LostKobrakai · June 21, 2019, 7:55am

Yeah. Crashes are meant to handle unknown/one-off type of bugs, not issues you’re aware of upfront. For the latter it’s to be decided on how to deal with them.

Back pressure is also a nice thing to have for everything, which might result is extensive resource usage.

yurko · June 21, 2019, 11:37am

We do something similar and the collection size is also way too big to consider an in memory solution.
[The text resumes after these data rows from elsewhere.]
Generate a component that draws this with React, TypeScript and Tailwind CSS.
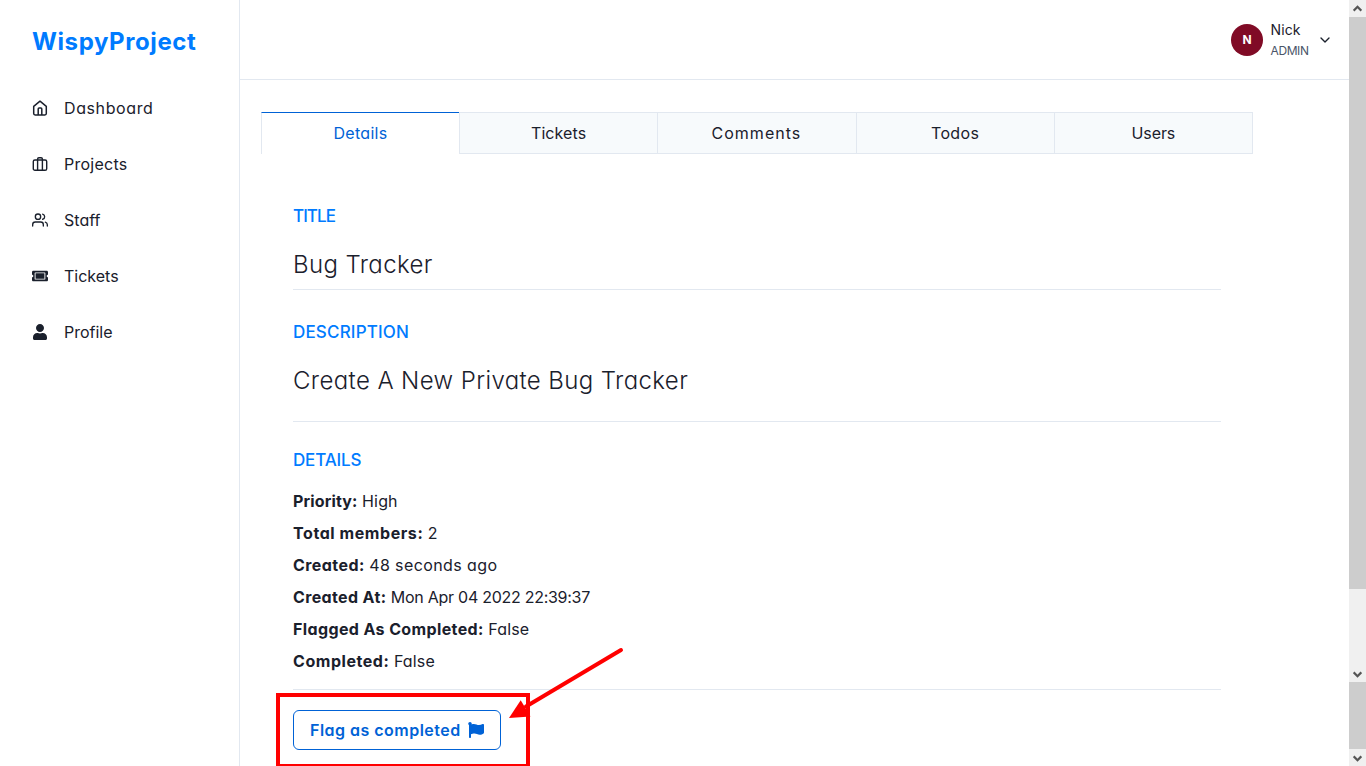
import type { ReactNode } from "react";
import { FiUsers, FiChevronDown } from "react-icons/fi";
import { FaTicketAlt, FaUser, FaFlag } from "react-icons/fa";

function HomeIcon() {
  return (
    <svg width="16" height="16" viewBox="0 0 16 16" fill="none" stroke="currentColor" strokeWidth="1.5" strokeLinejoin="round">
      <path d="M1.7 6.300 8 1.200l6.300 5.100v7.300c0 .800-.600 1.400-1.400 1.400H3.100c-.800 0-1.400-.600-1.400-1.400z" />
      <path d="M6.200 15V9c0-.600.300-.900.900-.900h1.800c.600 0 .900.300.900.900v6" />
    </svg>
  );
}

function CaseIcon() {
  return (
    <svg width="16" height="16" viewBox="0 0 16 16" fill="none" stroke="currentColor" strokeWidth="1.4">
      <rect x="1.300" y="4" width="13.400" height="10.300" rx="1.600" />
      <path d="M5.600 14.300V3c0-.800.500-1.300 1.300-1.300h2.200c.800 0 1.300.500 1.300 1.300v11.300" />
    </svg>
  );
}

function NavItem({ icon, tracking, children }: { icon: ReactNode; tracking: string; children: ReactNode }) {
  return (
    <a href="#" className="flex h-14 items-center gap-4 pl-8 text-base">
      <span className="w-4 shrink-0">{icon}</span>
      <span className={tracking}>{children}</span>
    </a>
  );
}

function Tab({ tracking, children }: { tracking: string; children: ReactNode }) {
  return (
    <button className="flex-1 border-y border-r border-[#e2e8f0] bg-[#f7fafc]">
      <span className={tracking}>{children}</span>
    </button>
  );
}

function Row({ label, labelTracking, value, tracking }: { label: string; labelTracking: string; value: string; tracking: string }) {
  return (
    <p className="flex h-8 items-center gap-[4.5px]">
      <span className={`font-bold ${labelTracking}`}>{label}</span>
      <span className={tracking}>{value}</span>
    </p>
  );
}

function ScrollArrow({ up = false }: { up?: boolean }) {
  return (
    <span className={`flex h-[17px] shrink-0 items-center justify-center bg-[#f0f0f0] ${up ? "" : "pt-px"}`}>
      <svg width="9" height="7" viewBox="0 0 9 7" fill="none" stroke="#555" strokeWidth="2.200">
        <path d={up ? "M.700 5.600 4.500 1.800l3.800 3.800" : "M.700 1.400 4.500 5.200l3.800-3.800"} />
      </svg>
    </span>
  );
}

export default function App() {
  return (
    <div className="relative flex h-[766px] w-[1366px] overflow-hidden whitespace-nowrap bg-white font-['Inter',sans-serif] text-base text-[#1a202c] [font-feature-settings:'cv11']">
      <aside className="w-60 shrink-0 border-r border-[#e2e8f0]">
        <h1 className="flex h-20 items-center pl-8 pt-1 text-2xl font-bold tracking-[0.6px] text-[#007bff]">WispyProject</h1>
        <nav>
          <NavItem icon={<HomeIcon />} tracking="tracking-[0.6px]">Dashboard</NavItem>
          <NavItem icon={<CaseIcon />} tracking="tracking-[0.26px]">Projects</NavItem>
          <NavItem icon={<FiUsers />} tracking="tracking-[0.03px]">Staff</NavItem>
          <NavItem icon={<FaTicketAlt />} tracking="tracking-normal">Tickets</NavItem>
          <NavItem icon={<FaUser />} tracking="tracking-normal">Profile</NavItem>
        </nav>
      </aside>

      <div className="flex min-w-0 flex-1 flex-col">
        <header className="flex h-20 shrink-0 items-center justify-end border-b border-[#e2e8f0] pr-4">
          <span className="mt-px flex size-8 items-center justify-center rounded-full bg-[#800b26] text-[12px] font-bold text-white">N</span>
          <div className="ml-[7.5px] w-[38.5px] pt-px">
            <p className="h-[21px] text-sm leading-5 tracking-[0.1px]">Nick</p>
            <p className="h-5 text-[12px] leading-5 tracking-[-0.4px] text-[#4a5568]">ADMIN</p>
          </div>
          <FiChevronDown className="ml-2 mt-px" />
        </header>

        <main className="w-[1013px] pl-[21px] pt-8">
          <div className="flex h-[42px]">
            <button className="flex-1 border-l border-t border-l-[#e2e8f0] border-t-[#0062d6] pb-px text-[#0062d6]">
              <span className="tracking-[0.3px]">Details</span>
            </button>
            <div className="flex w-[794px] border-l border-[#e2e8f0]">
              <Tab tracking="tracking-[0.1px]">Tickets</Tab>
              <Tab tracking="tracking-[1.02px] -ml-px">Comments</Tab>
              <Tab tracking="tracking-[0.35px]">Todos</Tab>
              <Tab tracking="tracking-[-0.1px]">Users</Tab>
            </div>
          </div>

          <div className="px-8 pt-[46px]">
            <section className="h-[90px] border-b border-[#e2e8f0]">
              <h2 className="h-8 text-[17px] font-medium leading-8 tracking-[-0.95px] text-[#007bff]">TITLE</h2>
              <p className="pt-[15px] text-2xl font-light leading-9 tracking-[0.38px]">Bug Tracker</p>
            </section>
            <section className="h-[132px] border-b border-[#e2e8f0] pt-[26px]">
              <h2 className="h-8 text-[17px] font-medium leading-8 tracking-[0.17px] text-[#007bff]">DESCRIPTION</h2>
              <p className="pt-[15px] text-2xl font-light leading-9 tracking-[0.39px]">Create A New Private Bug Tracker</p>
            </section>
            <section className="h-[268px] border-b border-[#e2e8f0] pt-[22px]">
              <h2 className="mb-[9px] h-8 text-[17px] font-medium leading-8 tracking-[-0.15px] text-[#007bff]">DETAILS</h2>
              <Row label="Priority:" labelTracking="tracking-[0.14px]" value="High" tracking="tracking-[0.15px]" />
              <Row label="Total members:" labelTracking="tracking-[0.57px]" value="2" tracking="tracking-normal" />
              <Row label="Created:" labelTracking="tracking-[0.43px]" value="48 seconds ago" tracking="tracking-[0.4px]" />
              <Row label="Created At:" labelTracking="tracking-[0.36px]" value="Mon Apr 04 2022 22:39:37" tracking="tracking-[-0.27px]" />
              <Row label="Flagged As Completed:" labelTracking="tracking-[0.38px]" value="False" tracking="tracking-[0.15px]" />
              <Row label="Completed:" labelTracking="tracking-[0.55px]" value="False" tracking="tracking-[0.15px]" />
            </section>
            <button className="mt-5 flex h-10 w-52 items-center justify-between rounded-md border border-[#0062d6] px-4 font-semibold text-[#0062d6]">
              <span className="tracking-[0.48px]">Flag as completed</span>
              <FaFlag />
            </button>
          </div>
        </main>
      </div>

      <div className="flex w-[17px] shrink-0 flex-col bg-[#f0f0f0]">
        <ScrollArrow up />
        <span className="h-[572px] bg-[#cdcdcd]" />
        <span className="flex-1" />
        <ScrollArrow />
        <span className="h-[67px] bg-[#cdcdcd]" />
        <ScrollArrow />
      </div>

      <div className="pointer-events-none absolute left-[276px] top-[693px] h-[75px] w-[254px] border-4 border-[#ff0000]" />
      <svg className="pointer-events-none absolute left-[500px] top-[640px]" width="130" height="90" viewBox="0 0 130 90">
        <path d="M121 10 26 66.500" stroke="#f00" strokeWidth="4" strokeLinecap="round" />
        <path d="M9 78 20.700 60.300 30.500 76.500z" fill="#f00" />
      </svg>
    </div>
  );
}
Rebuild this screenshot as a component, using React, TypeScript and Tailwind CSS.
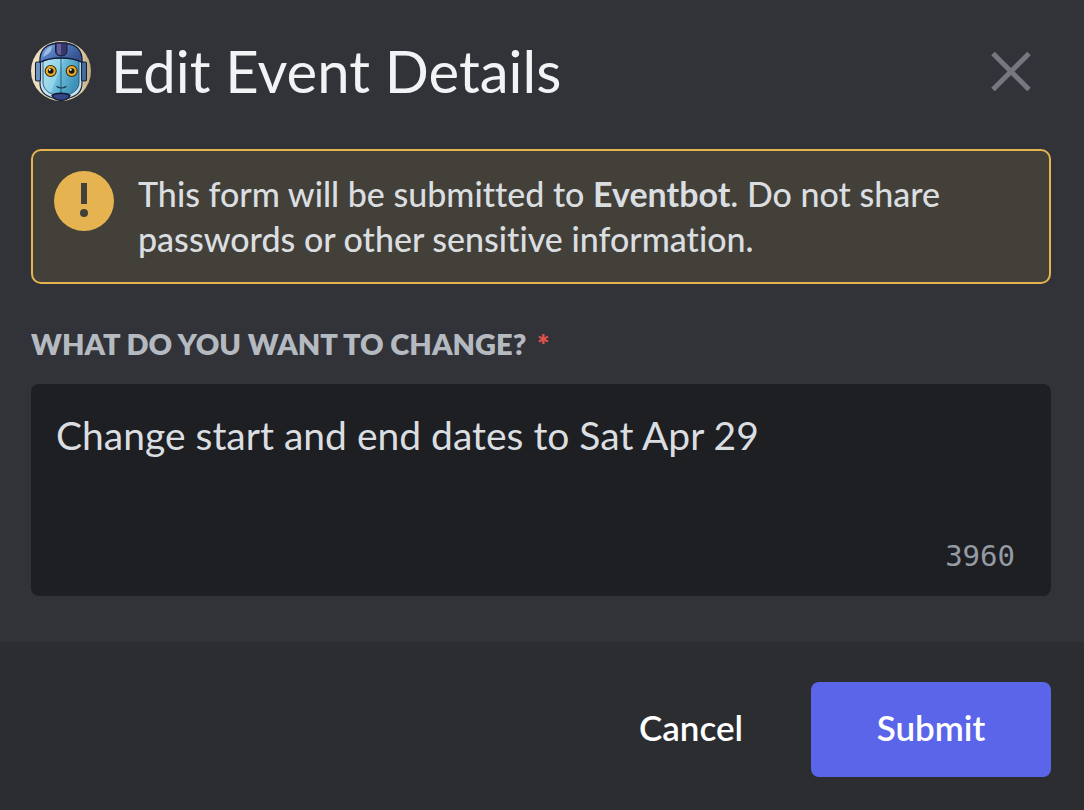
import { useState } from "react";

const MAX_LENGTH = 4000;

function BotAvatar() {
  return (
    <svg viewBox="0 0 60 60" className="size-15 shrink-0" role="img" aria-label="Eventbot">
      <defs>
        <clipPath id="avatar-clip">
          <circle cx="30" cy="30" r="30" />
        </clipPath>
        <linearGradient id="helmet" x1="0" y1="0" x2="1" y2="0.6">
          <stop offset="0" stopColor="#8bb8e8" />
          <stop offset="0.4" stopColor="#557fc2" />
          <stop offset="1" stopColor="#35508f" />
        </linearGradient>
        <linearGradient id="face" x1="0" y1="0" x2="1" y2="0.4">
          <stop offset="0" stopColor="#b4e4f0" />
          <stop offset="0.5" stopColor="#8fd3e8" />
          <stop offset="0.52" stopColor="#6fc0dc" />
          <stop offset="1" stopColor="#3f93b8" />
        </linearGradient>
        <linearGradient id="backdrop" x1="0" y1="0" x2="1" y2="0">
          <stop offset="0" stopColor="#f0e2c0" />
          <stop offset="0.85" stopColor="#dccaa0" />
          <stop offset="1" stopColor="#b8a47c" />
        </linearGradient>
      </defs>
      <g clipPath="url(#avatar-clip)">
        <rect width="60" height="60" fill="url(#backdrop)" />
        <path d="M9 20h42v22c0 8-5 13-13 15H22C14 55 9 50 9 42Z" fill="#c3e0ec" stroke="#1b2b4b" strokeWidth="1.2" />
        <path d="M12 20c5-2 10-3 18-3s13 1 18 3v21c0 7-5 11-12 13H24c-7-2-12-6-12-13Z" fill="url(#face)" stroke="#24506e" strokeWidth="0.9" />
        <path d="M30 17v36" stroke="#20516f" strokeWidth="0.9" />
        <path d="M9 21.500C8 8 16 2 30 2s22 6 21 19.500c-5-3-11-4.500-21-4.500S14 18.500 9 21.500Z" fill="url(#helmet)" stroke="#131f3d" strokeWidth="1.3" />
        <path d="M12 16c1-5 4-9 9-11l-1 5c-2 3-5 4-8 6Z" fill="#c3dcf5" opacity="0.6" />
        <path d="M24.500 2h11.500v8c0 3-2 5-5.700 5s-5.800-2-5.800-5Z" fill="#3a3668" stroke="#131f3d" strokeWidth="1" />
        <path d="M26 3h4v11c-3 0-4-2-4-4Z" fill="#665f9d" />
        <rect x="4.500" y="21" width="5" height="19" rx="1.500" fill="#6c94bf" stroke="#13203c" strokeWidth="1.1" />
        <rect x="50.500" y="21" width="5" height="19" rx="1.500" fill="#466b9f" stroke="#13203c" strokeWidth="1.1" />
        <circle cx="19.700" cy="30" r="5.500" fill="#e9ad25" stroke="#3b2b18" strokeWidth="1.1" />
        <circle cx="40.700" cy="30" r="5.500" fill="#e9ad25" stroke="#3b2b18" strokeWidth="1.1" />
        <circle cx="19.700" cy="30" r="2.800" fill="#181310" />
        <circle cx="40.700" cy="30" r="2.800" fill="#181310" />
        <circle cx="18.700" cy="28.800" r="1" fill="#fff" />
        <circle cx="39.700" cy="28.800" r="1" fill="#fff" />
        <path d="M26 45.500c2 2 7 2 9 0" stroke="#17364d" strokeWidth="1.1" fill="none" strokeLinecap="round" />
        <path d="M21 54.500c4-3 14-3 18 0-2 4-5 5-9 5s-7-1-9-5Z" fill="#34468a" stroke="#10182e" strokeWidth="1.300" />
      </g>
    </svg>
  );
}

function WarningIcon() {
  return (
    <svg viewBox="0 0 60 60" className="size-15 shrink-0" aria-hidden="true">
      <circle cx="30" cy="30" r="30" fill="#e5b350" />
      <path d="M27 12h6v21h-6z" fill="#434039" />
      <circle cx="30" cy="42" r="4" fill="#434039" />
    </svg>
  );
}

export default function App() {
  const [text, setText] = useState("Change start and end dates to Sat Apr 29");

  return (
    <form
      className="flex min-h-screen flex-col bg-[#323338] font-['Lato',sans-serif] [font-variant-ligatures:none]"
      onSubmit={(event) => event.preventDefault()}
    >
      <header className="flex items-center pt-[35px] pr-[33px] pl-[31px]">
        <BotAvatar />
        <h1 className="ml-5 flex-1 text-[58px] leading-[72px] text-[#f2f3f5]">Edit Event Details</h1>
        <button type="button" aria-label="Close" className="mr-5 text-[#75787f]">
          <svg viewBox="0 0 40 40" className="size-10" fill="none" stroke="currentColor" strokeWidth="5">
            <path d="M2 2.500l36 36M38 2.500l-36 36" />
          </svg>
        </button>
      </header>

      <main className="flex-1 pt-[42px] pr-[33px] pb-[46px] pl-[31px]">
        <div className="flex items-start gap-6 rounded-[10px] border-2 border-[#e5b350] bg-[#434039] px-[21px] pt-5 pb-[21px]">
          <WarningIcon />
          <p className="text-[34px] leading-[45px] font-medium text-[#dbdee1]">
            This form will be submitted to <strong className="font-bold">Eventbot</strong>. Do not share passwords or
            other sensitive information.
          </p>
        </div>

        <label htmlFor="change" className="mt-10 block text-[29px] leading-[40px] font-extrabold text-[#b5bac1] uppercase">
          What do you want to change? <span className="ml-1 text-[#e0524d]">*</span>
        </label>
        <div className="relative mt-5">
          <textarea
            id="change"
            required
            maxLength={MAX_LENGTH}
            value={text}
            onChange={(event) => setText(event.target.value)}
            className="block h-[212px] w-full resize-none rounded-lg bg-[#1e1f22] px-[25px] py-[26px] text-[39px] leading-[50px] text-[#dbdee1] outline-none"
          />
          <span className="absolute right-9 bottom-5 font-['DejaVu_Sans_Mono',monospace] text-[29px] leading-[40px] text-[#949ba4]">
            {MAX_LENGTH - text.length}
          </span>
        </div>
      </main>

      <footer className="flex items-center justify-end bg-[#2b2d31] pt-10 pr-[33px] pb-[33px] pl-[31px]">
        <button type="button" className="h-[95px] px-17 pb-1 text-[35px] font-semibold text-white">
          Cancel
        </button>
        <button type="submit" className="h-[95px] w-60 rounded-lg bg-[#5b65ea] pb-1 text-[35px] font-semibold text-white">
          Submit
        </button>
      </footer>
    </form>
  );
}
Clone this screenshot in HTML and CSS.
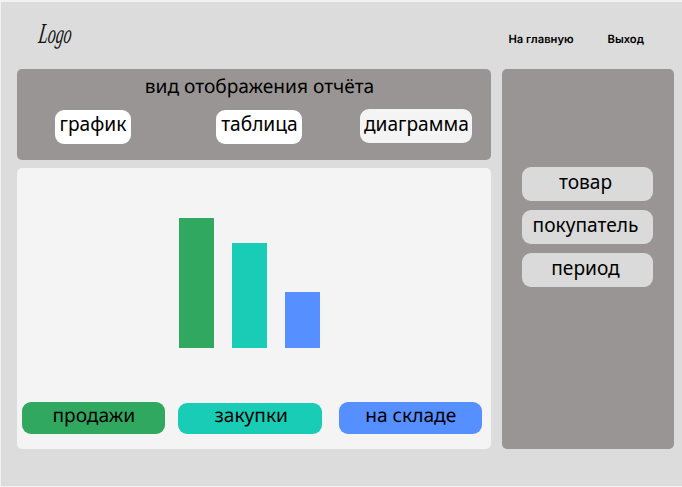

This happens in the background every couple dozen hours.

Here are few points as to how we approach it:

The basic logic is similar to what you describe under continuation-passing style, it is done in a GenServer that is a bit state-machine like (without using fsm) - there is startup routine, crawling, finalizing and waiting states
We have a special “cache” DB Table to persist data while it is gathered one page at a time
After the crawling is done we “activate” the gathered data by streaming it from the “cache” table to the “live” one (using Repo.stream in transaction), this way the rest of the system always accesses data that was successfully gathered and we never end up with inconsistent state in the live table, any problems would be contained with the “cache” part
No circuit breaker but fixed retrying after 5 seconds on failed requests, this part is fully flexible though
We have extra status that we persist to ETS table - “waiting”, “crawling”, “retrying”, “finalizing” etc, we also might hold the current error if there is one and the number of page if crawling is in progress, this way UI layer has access to info as to what is happening at the moment

megalithic · December 6, 2022, 2:16am

Hey there Greg!

Is this still a solution you’d reach to for paginated API requests; specifically, APIs with rather restrictive rate limits?

Thanks sir!

gregvaughn · December 6, 2022, 3:34pm

It’s been a couple of years since I worked on that system, but, yes, the overall approach held up well. The Stream.unfold approach was mostly a convenience to the caller. The idea of using a Task to get one page ahead was more of an optimization in our case. I’d recommend you first get a synchronous Stream.unfold working before adding in the optimization.